Wholly-Owned Domestic Subsidiary shall mean, as to any Person, any
Wholly-Owned Subsidiary of such Person which is a Domestic Subsidiary of such Person.
Wholly-Owned Restricted
Subsidiary shall mean, as to any Person, any Wholly-Owned Subsidiary of such Person which is a Restricted Subsidiary of such Person.
Wholly-Owned Subsidiary shall mean, as to any Person, (i) any corporation 100% of whose capital stock is at the time
owned by such Person and/or one or more Wholly-Owned Subsidiaries of such Person and (ii) any partnership, association, joint venture or other entity in which such Person and/or one or more Wholly-Owned Subsidiaries of such Person owns 100% of
the Equity Interests at such time (other than, in the case of a Foreign Subsidiary with respect to preceding clauses (i) or (ii), directors qualifying shares and/or other nominal amounts of shares required to be held by Persons other than
the Borrower and its Subsidiaries under applicable law).
Write-Down and Conversion Powers shall mean (a) with
respect to any EEA Resolution Authority, the write-down and conversion powers of such EEA Resolution Authority from time to time under the Bail-In Legislation for the applicable EEA Member Country, which write-down and conversion powers are
described in the EU Bail-In Legislation Schedule, and (b) with respect to the United Kingdom, any powers of the applicable Resolution Authority under the Bail-In Legislation to cancel, reduce, modify or change the form of a liability of any UK
Financial Institution or any contract or instrument under which that liability arises, to convert all or part of that liability into shares, securities or obligations of that person or any other person, to provide that any such contract or
instrument is to have effect as if a right had been exercised under it or to suspend any obligation in respect of that liability or any of the powers under that Bail-In Legislation that are related to or ancillary to any of those powers.

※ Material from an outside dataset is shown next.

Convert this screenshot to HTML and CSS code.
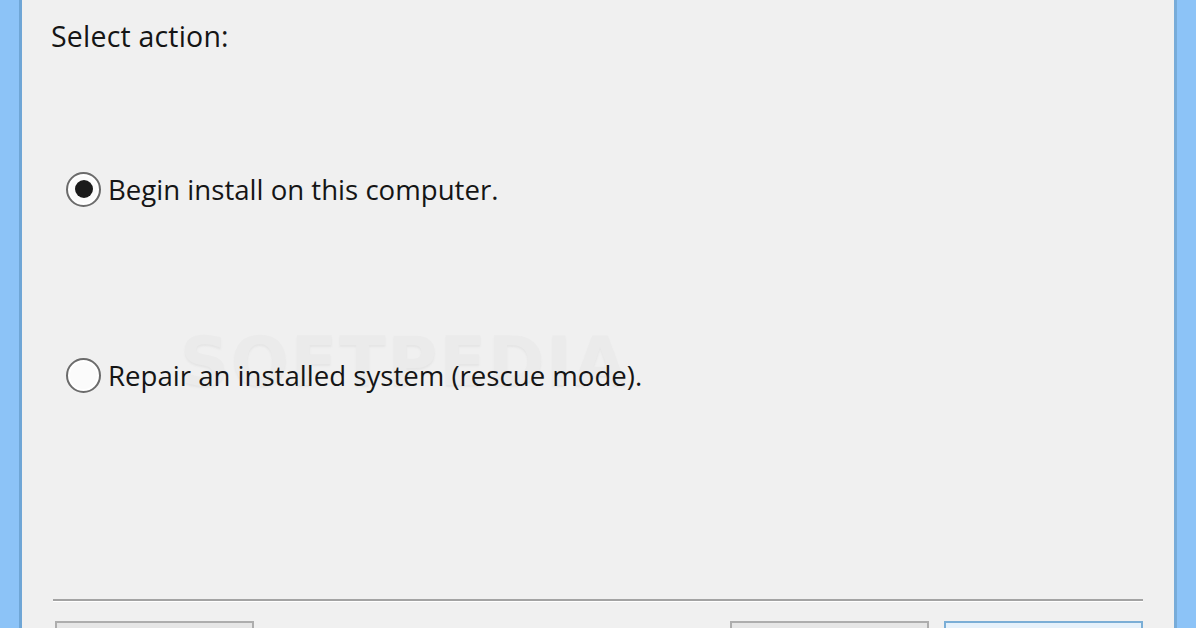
FILE: index.html
```html
<!DOCTYPE html>
<html>
<head>
<meta charset="utf-8">
<link rel="stylesheet" href="styles.css">
</head>
<body>
<div class="frame">
  <div class="edge edge-left"></div>
  <div class="dialog">
    <div class="heading">Select action:</div>
    <div class="options">
      <label class="option">
        <span class="radio checked"><span class="dot"></span></span>
        <span class="label">Begin install on this computer.</span>
      </label>
      <label class="option option-second">
        <span class="radio"></span>
        <span class="label">Repair an installed system (rescue mode).</span>
      </label>
    </div>
    <div class="separator"></div>
    <div class="buttons">
      <div class="btn"></div>
      <div class="spacer"></div>
      <div class="btn"></div>
      <div class="btn btn-default"></div>
    </div>
    <div class="watermark">SOFTPEDIA</div>
  </div>
  <div class="edge edge-right"></div>
</div>
</body>
</html>
```
FILE: styles.css
```css
* { box-sizing: border-box; }
html, body { margin: 0; padding: 0; overflow: hidden; }
body {
  width: 1196px;
  height: 628px;
  background: #f0f0f0;
  font-family: "Open Sans", "Noto Sans", sans-serif;
  color: #151515;
}
.frame {
  display: flex;
  height: 628px;
  overflow: hidden;
}
.edge {
  background: #8cc3f7;
  flex: none;
}
.edge-left {
  width: 22px;
  border-right: 3px solid #6fa6d6;
}
.edge-right {
  width: 22px;
  border-left: 3px solid #78acd9;
}
.dialog {
  flex: 1;
  position: relative;
  background: #f0f0f0;
  padding: 18px 31px 0 29px;
  display: flex;
  flex-direction: column;
  overflow: hidden;
}
.heading {
  font-size: 28.5px;
  line-height: 36px;
  letter-spacing: 0.2px;
}
.options {
  padding-left: 15px;
  display: flex;
  flex-direction: column;
}
.option {
  display: flex;
  align-items: center;
  gap: 7px;
  height: 36px;
  margin-top: 117px;
}
.option-second {
  margin-top: 150px;
}
.radio {
  width: 35px;
  height: 35px;
  border-radius: 50%;
  border: 2px solid #6b6b6b;
  background: #fbfbfb;
  box-shadow: inset 0 0 0 2px #fff;
  display: flex;
  align-items: center;
  justify-content: center;
  flex: none;
}
.radio .dot {
  width: 18px;
  height: 18px;
  border-radius: 50%;
  background: #1b1b1b;
}
.label {
  font-size: 27.6px;
  line-height: 36px;
}
.separator {
  margin-top: 206px;
  margin-left: 2px;
  height: 3px;
  border-top: 2px solid #a3a3a3;
  border-bottom: 1px solid #ffffff;
}
.buttons {
  display: flex;
  margin-top: 19px;
  gap: 15px;
  padding-left: 4px;
}
.btn {
  width: 199px;
  height: 60px;
  border: 2px solid #adadad;
  background: #e6e6e6;
  flex: none;
}
.btn-default {
  border-color: #7aaed6;
  background: #e5f1fb;
}
.spacer { flex: 1; }
.watermark {
  position: absolute;
  left: 158px;
  top: 322px;
  font-family: "DejaVu Sans", sans-serif;
  font-weight: bold;
  font-size: 68px;
  letter-spacing: 2px;
  color: #ebebeb;
  text-shadow: 0 2px 2px #e5e5e5;
  pointer-events: none;
  z-index: 0;
}
.heading, .options, .separator, .buttons { position: relative; z-index: 1; }
```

1.02 Terms Generally; Certain Interpretive Provisions and Classification and Reclassification. The definitions
in Section 1.01 shall apply equally to both the singular and plural forms of the terms defined. Whenever the context may require, any pronoun shall include the corresponding masculine, feminine and neuter forms. The words
include, includes and including shall be deemed to be followed by the phrase without limitation. The word will shall be construed to have the same meaning and effect as the word
shall; and the words asset and property shall be construed as having the same meaning and effect and to refer to any and all tangible and intangible assets and properties, including cash, securities, accounts and
contract rights. The words herein, hereof and hereunder, and words of similar import, shall be construed to refer to this Agreement in its entirety and not to any particular provision of this Agreement unless the
context shall otherwise require. All references herein to Articles, Sections, paragraphs, clauses, subclauses, Exhibits and Schedules shall be deemed references to Articles, Sections, paragraphs, clauses and subclauses of, and Exhibits and Schedules
to, this Agreement unless the context shall otherwise require. Unless otherwise expressly provided herein, (a) all references to documents, instruments and other agreements (including the Credit Documents and organizational documents) shall be
deemed to include all subsequent amendments, restatements, amendments and restatements, supplements and other modifications thereto, but only to the extent such amendments, restatements, amendments and restatements, supplements and other
modifications are not prohibited by any Credit Document and (b) references to any law, statute, rule or regulation shall include all statutory and regulatory provisions consolidating, amending, replacing, supplementing or interpreting such law.
Unless otherwise specified, all references herein to times of day shall be references to Eastern time (daylight or standard, as applicable). It is understood and agreed that any Lien, sale, lease or other disposition of assets, Dividend,
Indebtedness, Investment, Affiliate transaction or prepayment of Indebtedness need not be permitted solely by reference to one category of permitted Lien, sale, lease or other disposition of assets, Dividend, Indebtedness, Investment, Affiliate
transaction or prepayment of Indebtedness under Sections 10.01, 10.02, 10.03, 10.04, 10.05, 10.06 and 10.07(a), respectively, but may instead be permitted in part under any combination thereof (it
being understood that the Borrower may utilize amounts under any category that is subject to any financial ratio or test, including the Consolidated First Lien Net Leverage Ratio or Consolidated Total Net Leverage Ratio, prior to amounts under any
other category). For purposes of determining compliance at any time with Sections 10.01, 10.02, 10.03, 10.04, 10.05, 10.06 and 10.07(a), in the event that any Lien, sale, lease or other disposition of
assets, Dividend, Indebtedness, Investment, Affiliate transaction or prepayment of Indebtedness meets the criteria of more than one of the categories of transactions or items permitted pursuant to any clause of such Sections 10.01,
10.02, 10.03, 10.04, 10.05, 10.06 and 10.07(a), the Borrower, in its sole discretion, may, from time to time, classify or reclassify such transaction or item (or portion thereof) and will only be required to
include the amount and type of such transaction (or portion thereof) in any one category.